Sunday, July 11, 2010

Calgary and Alberta Gardening Blogs

This reference page will include some other gardening blogs I have encountered and occasionally revisit. The geographic range will extend to garden locations primarily in Alberta, but may also include some from Saskatchewan (the homeland) since the climate is somewhat similar.

I should mention that Cold Climate Gardening has an excellent gardening blog directory covering much of North America. This directory includes some good blog summaries, organized alphabetically by state or province. I will be much more brief.

Calgary Gardening Blogs

Teresa's Garden Blog

Balcony Gardener

Red Deer Gardening Blogs

Alberta Home Gardening

Edmonton Gardening Blogs

The Far North Garden
Gardening and edible landscaping in cold climates.

Gardening with Latitude
Reviving a forgotten garden at the 53rd Parallel.

Gardening Zone 3b
An exploration of naturalistic gardening. Gardening for the appreciation and encouragement of nature's diversity.

The Home Bug Garden
A rumination on backyard biodiversity.

Kevin Kossowan
From the: Cellar, Wild, Garden, Local Farm

Saskatchewan Gardening Blogs

A Prairie Journal In Saskatchewan

If I have left someone out it is not because I do not enjoy your blog, but rather because time limits me from keeping up with too many. Please do not take offense!

This page will be updated as I encounter new local gardening blogs.

Thursday, July 1, 2010

June Garden Update

Most plants, especially those planted directly in the garden this spring, are a week or two behind due to some cool wet weather from end of May to mid-June. But with some recent hot weather, some are picking up the pace.

Unknown variety of Potatoes (above). This is what they looked like before planted (below).

They were received from friends of family in a small town in Saskatchewan who have been growing them for years. They have no scab and looked healthy, so thought we'd give them a try.

The R158 Amaranth seems to be growing very slow most likely due to poor soil conditions. In hindsight I should have dug out some of the heavy clay and planted the seedlings in a planting soil mix within the clay. I did not spread much compost this year due to short supply (it's amazing how much the volume reduces as it digests!). This section of garden was recently overturned sod that has a high clay content and likely low soil nutrients.

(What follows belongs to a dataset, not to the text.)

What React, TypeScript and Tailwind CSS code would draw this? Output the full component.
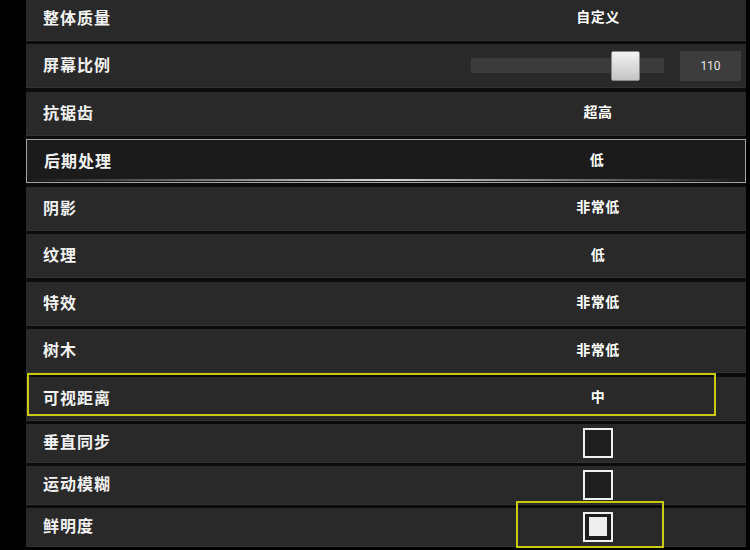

The Temuco Quinoa is also growing slow, most likely due to poor soil conditions.

The amaranth and quinoa seeds are from the last Seedy Saturday exchange table. Interestly, they were left at the table by a local garden blogger, whom I asked last year about where to obtain some amaranth and quinoa seeds! There are some excellent posts on Teresa's blog on how to harvest the amaranth and quinoa seeds I plan to reference.

Approximately from bottom to top of above photo: volunteer Chervil forest, Peas, Beans, volunteer Dill, experimental bird scaring device (some seedlings have been disappearing), Potatoes...

... Dill, volunteer Carrot, Potatoes...

... Brussels Sprouts, volunteer Spinach, Utrecht Blue Wheat, Quinoa (left of wheat)...

Delphinium (left), volunteer Oregano and Strawberries (behind).

Volunteer Chervil thriving where even the dandelions hardly survive.

Volunteer Chervil "forest". Chervil has a pleasant licorice flavour.